Numerical and experimental results of a novel and generic methodology for energy performance evaluation of thermal systems using renewable energies

Abstract

At present there is no reliable approach to model and characterize thermal systems using renewable energy for building applications based on experimental data. The results of the existing approaches are valid only for specific conditions (climate type and thermal building properties). The aim of this paper is to present a generic methodology to evaluate the energy performance of such systems. Artificial neural networks (ANNs) have proved to be suitable to tackle such complex problems, particularly when the system to be modelled is compact and cannot be divided up during the testing stage. Reliable “black box” ANN modelling is able to identify global models of the whole system without any advanced knowledge of its internal operating principles. The knowledge of the system’s global inputs and outputs is sufficient. The proposed methodology is applied to evaluate three different Solar Combisystems (SCSs) combined with a gas boiler or a heat pump (HP) as an auxiliary system.
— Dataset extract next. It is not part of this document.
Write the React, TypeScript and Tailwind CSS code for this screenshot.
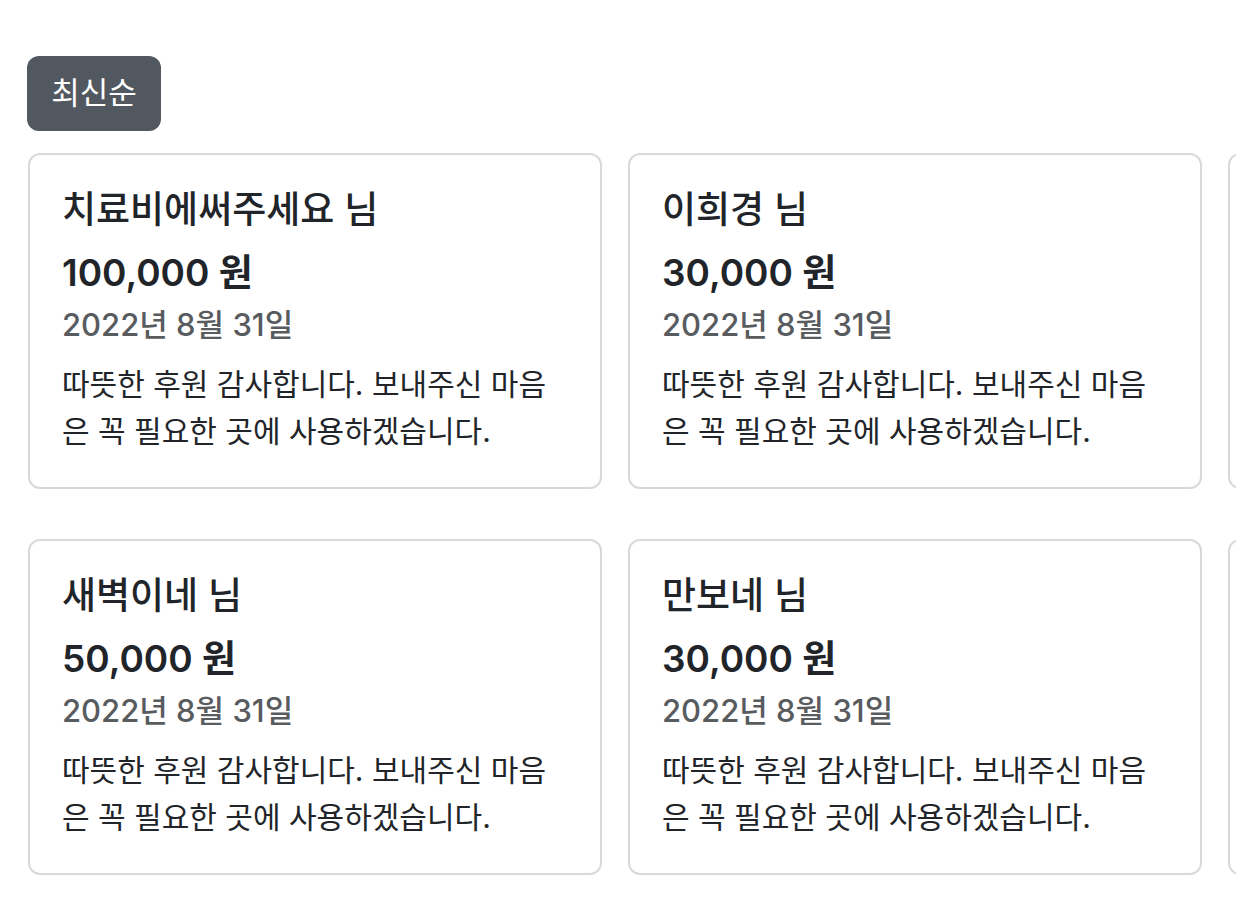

The results show that the best ANN models were able to predict with a satisfactory degree of precision, the annual energy consumption of the all systems except the SCS combined with air source HP, in different conditions, based on a learning sequence lasting only 12days. In fact, the annual energy prediction errors were less than 10% in most cases. The methodology limitations appear in extreme boundary conditions (Barcelona climate) compared to those used during the ANN training process.